# What to work on
Copy out the data exactly, leaving the pictures behind.

# Data entries
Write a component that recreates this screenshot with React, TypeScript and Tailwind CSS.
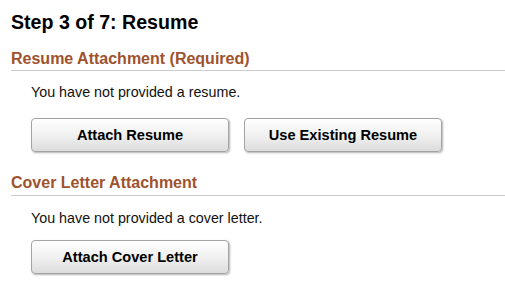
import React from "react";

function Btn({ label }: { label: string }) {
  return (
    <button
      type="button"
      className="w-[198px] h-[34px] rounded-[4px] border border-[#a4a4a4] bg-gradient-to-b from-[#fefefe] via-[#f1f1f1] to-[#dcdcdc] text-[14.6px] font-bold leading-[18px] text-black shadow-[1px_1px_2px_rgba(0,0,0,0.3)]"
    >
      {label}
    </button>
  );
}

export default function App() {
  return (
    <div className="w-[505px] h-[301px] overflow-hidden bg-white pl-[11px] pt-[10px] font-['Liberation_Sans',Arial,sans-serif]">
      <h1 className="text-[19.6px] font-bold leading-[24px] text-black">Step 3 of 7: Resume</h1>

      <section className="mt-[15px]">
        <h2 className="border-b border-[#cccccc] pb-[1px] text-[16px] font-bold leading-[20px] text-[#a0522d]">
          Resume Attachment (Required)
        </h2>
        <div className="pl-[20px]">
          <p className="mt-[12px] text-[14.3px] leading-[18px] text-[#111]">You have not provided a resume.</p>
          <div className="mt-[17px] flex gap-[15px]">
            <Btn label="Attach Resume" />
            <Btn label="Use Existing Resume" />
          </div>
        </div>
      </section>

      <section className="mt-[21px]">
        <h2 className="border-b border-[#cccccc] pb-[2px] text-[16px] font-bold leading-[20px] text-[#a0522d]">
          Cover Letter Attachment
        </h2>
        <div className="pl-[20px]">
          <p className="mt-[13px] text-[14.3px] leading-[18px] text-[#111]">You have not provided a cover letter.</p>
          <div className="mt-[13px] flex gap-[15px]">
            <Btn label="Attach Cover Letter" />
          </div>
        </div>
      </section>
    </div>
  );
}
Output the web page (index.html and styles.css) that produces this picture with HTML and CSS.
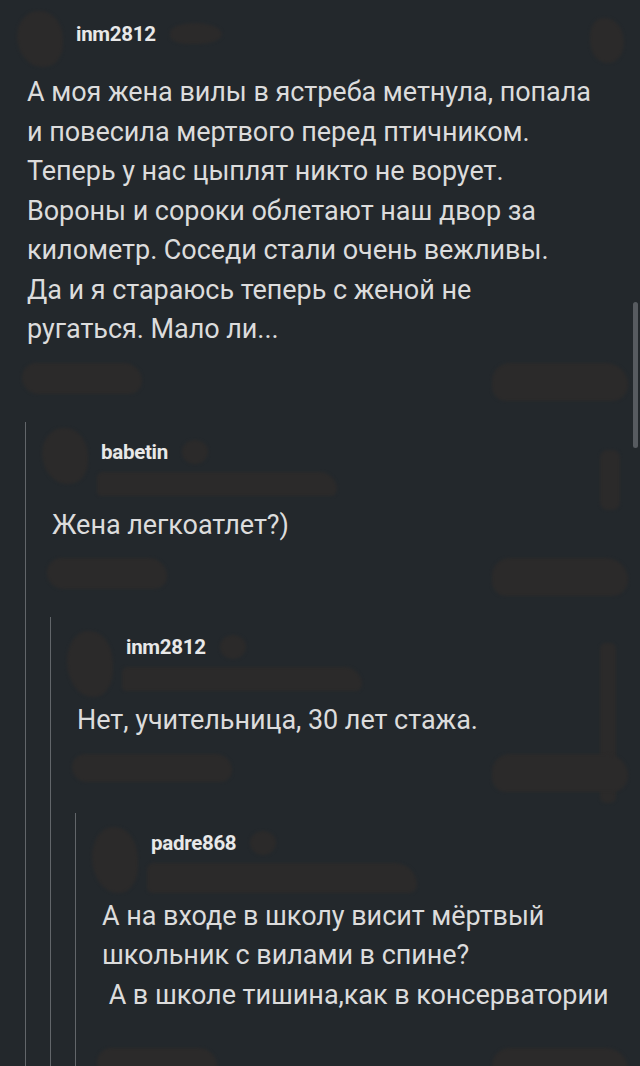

# Answer to the task
Write a component that recreates this screenshot with React, TypeScript and Tailwind CSS.
import React from "react";

function Btn({ label }: { label: string }) {
  return (
    <button
      type="button"
      className="w-[198px] h-[34px] rounded-[4px] border border-[#a4a4a4] bg-gradient-to-b from-[#fefefe] via-[#f1f1f1] to-[#dcdcdc] text-[14.6px] font-bold leading-[18px] text-black shadow-[1px_1px_2px_rgba(0,0,0,0.3)]"
    >
      {label}
    </button>
  );
}

export default function App() {
  return (
    <div className="w-[505px] h-[301px] overflow-hidden bg-white pl-[11px] pt-[10px] font-['Liberation_Sans',Arial,sans-serif]">
      <h1 className="text-[19.6px] font-bold leading-[24px] text-black">Step 3 of 7: Resume</h1>

      <section className="mt-[15px]">
        <h2 className="border-b border-[#cccccc] pb-[1px] text-[16px] font-bold leading-[20px] text-[#a0522d]">
          Resume Attachment (Required)
        </h2>
        <div className="pl-[20px]">
          <p className="mt-[12px] text-[14.3px] leading-[18px] text-[#111]">You have not provided a resume.</p>
          <div className="mt-[17px] flex gap-[15px]">
            <Btn label="Attach Resume" />
            <Btn label="Use Existing Resume" />
          </div>
        </div>
      </section>

      <section className="mt-[21px]">
        <h2 className="border-b border-[#cccccc] pb-[2px] text-[16px] font-bold leading-[20px] text-[#a0522d]">
          Cover Letter Attachment
        </h2>
        <div className="pl-[20px]">
          <p className="mt-[13px] text-[14.3px] leading-[18px] text-[#111]">You have not provided a cover letter.</p>
          <div className="mt-[13px] flex gap-[15px]">
            <Btn label="Attach Cover Letter" />
          </div>
        </div>
      </section>
    </div>
  );
}
Output the web page (index.html and styles.css) that produces this picture with HTML and CSS.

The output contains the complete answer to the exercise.